Decision Against Time (1957) Poster

Elizabeth Sellars: Mary Mitchell


  • [John Mitchell has successfully landed the stricken plane that he was test-flying, despite being urged by senior management to abandon the plane and save himself by bailing out] 

    Mary Mitchell : You didn't *have* to do it. They didn't *want* you to do it. They even begged you not to *try* to do it, and *still* you did it. Why? What in heaven's name were you thinking about? Didn't you give a single thought to what it would mean to us if you were killed? Didn't you *care* whether you were killed? Were you trying to kill yourself?

    [Mary runs out of the room and John follows her] 

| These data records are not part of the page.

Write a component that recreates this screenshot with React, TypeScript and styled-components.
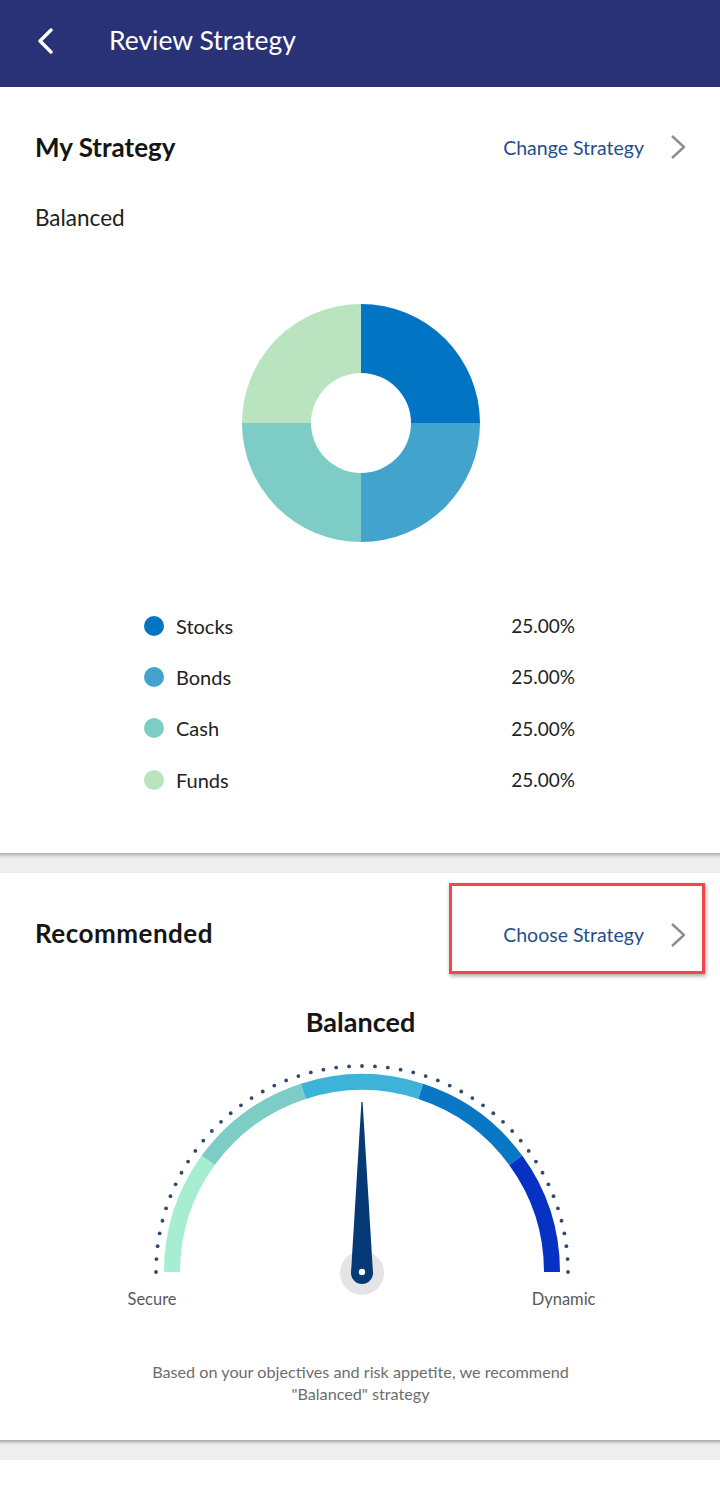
import React from 'react';
import styled, { createGlobalStyle } from 'styled-components';

const GlobalStyle = createGlobalStyle`
  body {
    margin: 0;
    background: #ffffff;
    font-family: Lato, "Open Sans", sans-serif;
    color: #1c1c1c;
  }
`;

const Page = styled.div`
  width: 720px;
  min-height: 1492px;
  background: #ffffff;
`;

const Header = styled.header`
  height: 87px;
  background: #2a3277;
  display: flex;
  align-items: center;
  padding-left: 36px;
  box-sizing: border-box;
`;

const BackButton = styled.button`
  width: 18px;
  height: 26px;
  padding: 0;
  border: 0;
  background: transparent;
  display: flex;
  align-items: center;
  justify-content: center;
  margin-top: -6px;
`;

const HeaderTitle = styled.h1`
  margin: 0 0 0 55px;
  font-size: 26.5px;
  font-weight: 400;
  color: #ffffff;
  margin-top: -7px;
`;

const Card = styled.section<{ $top: number; $bottom: number }>`
  padding: ${(p) => p.$top}px 34px ${(p) => p.$bottom}px 35px;
  background: #ffffff;
`;

const Band = styled.div`
  height: 20px;
  background: linear-gradient(#a9a9a9 0px, #c8c8c8 2px, #e6e6e6 4px, #efefef 6px, #efefef 100%);
`;

const CardHead = styled.div`
  height: 40px;
  display: flex;
  align-items: center;
  justify-content: space-between;
`;

const CardTitle = styled.h2<{ $wide?: boolean }>`
  margin: 0;
  font-size: 26px;
  font-weight: 700;
  color: #151515;
  letter-spacing: ${(p) => (p.$wide ? '0.5px' : '0')};
`;

const Link = styled.a<{ $marked?: boolean }>`
  position: relative;
  display: flex;
  align-items: center;
  gap: 26px;
  font-size: 19.5px;
  color: #1f4f8e;
  text-decoration: none;
  margin-top: ${(p) => (p.$marked ? '4px' : '0')};

  &::after {
    content: '';
    display: ${(p) => (p.$marked ? 'block' : 'none')};
    position: absolute;
    top: -39px;
    bottom: -26px;
    left: -54px;
    right: -19px;
    border: 3px solid #f44848;
    box-shadow: 1px 2px 4px rgba(0, 0, 0, 0.35);
  }
`;

const StrategyName = styled.div`
  margin-top: 36px;
  font-size: 22.5px;
  line-height: 30px;
  color: #202020;
`;

const ChartWrap = styled.div`
  margin-top: 70px;
  display: flex;
  justify-content: center;
  padding-left: 1px;
`;

const Legend = styled.ul`
  list-style: none;
  margin: 57px auto 0;
  padding: 0;
  width: 431px;
  transform: translateX(-1px);
`;

const LegendRow = styled.li`
  height: 51.3px;
  display: flex;
  align-items: center;
  font-size: 20px;
  color: #222222;
`;

const Swatch = styled.span<{ $color: string }>`
  width: 20px;
  height: 20px;
  border-radius: 50%;
  background: ${(p) => p.$color};
  margin-right: 12px;
`;

const LegendLabel = styled.span`
  flex: 1;
`;

const LegendValue = styled.span`
  font-size: 19px;
`;

const GaugeTitle = styled.h3`
  margin: 52px 0 0;
  text-align: center;
  font-size: 27px;
  line-height: 34px;
  font-weight: 700;
  color: #151515;
`;

const GaugeWrap = styled.div`
  margin-top: 23px;
  display: flex;
  justify-content: center;
  padding-left: 2px;
`;

const GaugeLabels = styled.div`
  width: 468px;
  margin: -1px auto 0;
  display: flex;
  justify-content: space-between;
  font-size: 16.5px;
  line-height: 20px;
  color: #5a5a5a;
  transform: translateX(1px);
`;

const Note = styled.p`
  margin: 52px auto 0;
  width: 470px;
  text-align: center;
  font-size: 16.2px;
  line-height: 22px;
  color: #6d6d6d;
`;

const ChevronRight = () => (
  <svg width="16" height="26" viewBox="0 0 16 26">
    <polyline points="2,2 14,13 2,24" fill="none" stroke="#8e8e8e" strokeWidth="2.4" strokeLinejoin="round" />
  </svg>
);

const slices = [
  { label: 'Stocks', value: 25, color: '#0274c4' },
  { label: 'Bonds', value: 25, color: '#42a3cc' },
  { label: 'Cash', value: 25, color: '#7dcdc6' },
  { label: 'Funds', value: 25, color: '#b9e4bf' },
];

const polar = (cx: number, cy: number, r: number, deg: number) => {
  const a = (deg * Math.PI) / 180;
  return [cx + r * Math.cos(a), cy - r * Math.sin(a)];
};

const Donut = () => {
  const c = 120;
  const ro = 119;
  const ri = 50;
  let start = 0;
  return (
    <svg width="240" height="240" viewBox="0 0 240 240">
      {slices.map((s) => {
        // clockwise from 12 o'clock
        const a0 = (start / 100) * 2 * Math.PI;
        start += s.value;
        const a1 = (start / 100) * 2 * Math.PI;
        const p = (r: number, a: number) => `${c + r * Math.sin(a)} ${c - r * Math.cos(a)}`;
        const large = a1 - a0 > Math.PI ? 1 : 0;
        const d = `M ${p(ro, a0)} A ${ro} ${ro} 0 ${large} 1 ${p(ro, a1)} L ${p(ri, a1)} A ${ri} ${ri} 0 ${large} 0 ${p(ri, a0)} Z`;
        return <path key={s.label} d={d} fill={s.color} />;
      })}
    </svg>
  );
};

const gaugeColors = ['#a6edd1', '#7ccdc6', '#3db3da', '#0a77c5', '#0631c2'];

const Gauge = () => {
  const cx = 220;
  const cy = 210;
  const r = 190;
  const dots = Array.from({ length: 51 }, (_, i) => polar(cx, cy, 206, 180 - i * 3.6));
  return (
    <svg width="440" height="228" viewBox="0 0 440 228" style={{ overflow: 'visible' }}>
      {dots.map(([x, y], i) => (
        <circle key={i} cx={x} cy={y} r="1.9" fill="#2e4a6d" />
      ))}
      {gaugeColors.map((col, i) => {
        const [x0, y0] = polar(cx, cy, r, 180 - i * 36);
        const [x1, y1] = polar(cx, cy, r, 180 - (i + 1) * 36);
        return (
          <path
            key={col}
            d={`M ${x0} ${y0} A ${r} ${r} 0 0 1 ${x1} ${y1}`}
            fill="none"
            stroke={col}
            strokeWidth="16"
          />
        );
      })}
      <circle cx={cx} cy={cy + 1} r="22" fill="#e4e4e4" />
      <path d={`M ${cx - 0.6} 40 L ${cx + 0.6} 40 L ${cx + 11} ${cy + 1} L ${cx - 11} ${cy + 1} Z`} fill="#063a76" />
      <circle cx={cx} cy={cy + 1} r="11" fill="#063a76" />
      <circle cx={cx} cy={cy} r="3.2" fill="#ffffff" />
    </svg>
  );
};

export default function App() {
  return (
    <>
      <GlobalStyle />
      <Page>
        <Header>
          <BackButton aria-label="Back">
            <svg width="18" height="26" viewBox="0 0 18 26">
              <polyline points="15,2 4,13 15,24" fill="none" stroke="#ffffff" strokeWidth="3.4" strokeLinecap="round" strokeLinejoin="round" />
            </svg>
          </BackButton>
          <HeaderTitle>Review Strategy</HeaderTitle>
        </Header>

        <Card $top={40} $bottom={47.8}>
          <CardHead>
            <CardTitle>My Strategy</CardTitle>
            <Link href="#">
              Change Strategy
              <ChevronRight />
            </Link>
          </CardHead>
          <StrategyName>Balanced</StrategyName>
          <ChartWrap>
            <Donut />
          </ChartWrap>
          <Legend>
            {slices.map((s) => (
              <LegendRow key={s.label}>
                <Swatch $color={s.color} />
                <LegendLabel>{s.label}</LegendLabel>
                <LegendValue>{s.value.toFixed(2)}%</LegendValue>
              </LegendRow>
            ))}
          </Legend>
        </Card>
        <Band />

        <Card $top={40} $bottom={35}>
          <CardHead>
            <CardTitle $wide>Recommended</CardTitle>
            <Link href="#" $marked>
              Choose Strategy
              <ChevronRight />
            </Link>
          </CardHead>
          <GaugeTitle>Balanced</GaugeTitle>
          <GaugeWrap>
            <Gauge />
          </GaugeWrap>
          <GaugeLabels>
            <span>Secure</span>
            <span>Dynamic</span>
          </GaugeLabels>
          <Note>
            Based on your objectives and risk appetite, we recommend "Balanced" strategy
          </Note>
        </Card>
        <Band />
      </Page>
    </>
  );
}
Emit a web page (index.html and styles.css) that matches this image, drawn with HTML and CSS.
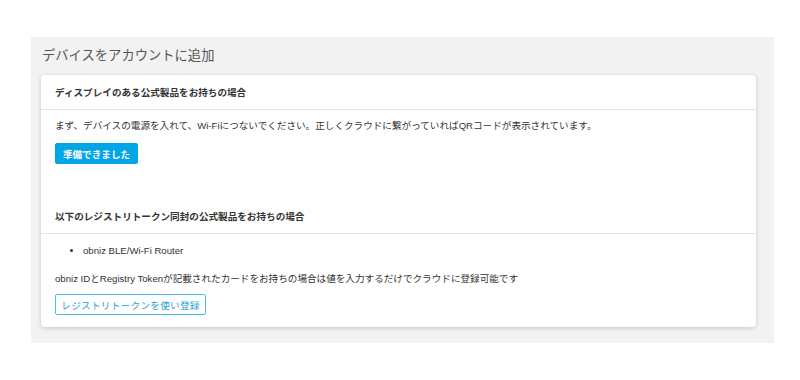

    John Mitchell : For thirty-five minutes. For thirty-five bloody minutes I sat up there thinking of *nothing* but you and the boys, and saving my own skin so that I could go *on* having you and the boys. How *dare* you say a thing like that to me! Now listen to this. I admit it was stupid to try to pretend it wasn't bad. In fact I'll tell you how bad it was. It was the worst thing I've ever known. I've never wanted anything so much in this life as I wanted to get out of that aircraft. For the last ten minutes I thought that the chances were a hundred-to-one against pulling it off. The instant I touched down, I felt only one thing: surprised at being alive. You asked me if I thought of you and the boys. I only *did* it for you and the boys. Now listen to this. Let's get this clear. There were plenty of reasons for me to stay with that aircraft - good reasons. It was my duty to try that landing so long as there was a chance in a hundred. I don't give a *damn* what any other man would have done. It was a question of loyalty, of loyalty to Reg, the company and a hundred and twenty other people who've built the aircraft. And I didn't stay with it for those reasons. Not for *any* of those reasons. I stayed with it because the alternative was to come home and tell you I'd got into trouble in the air today so I'd abandoned the aircraft, and the company's out of business. Is *that* what you would have had me do? Well that would have been the end. I should have spent the rest of my life never quite looking you or the boys in the face again - or myself, that that matter. A man who quit when there was still a chance - that's what I would have been. And that's what you and the boys would have had. If I had been killed, it would have been better for the three of you than if I'd bailed-out and quit. Can't you understand that? The man who said "better a live coward than a dead hero" *was* a live coward. Can't you understand that?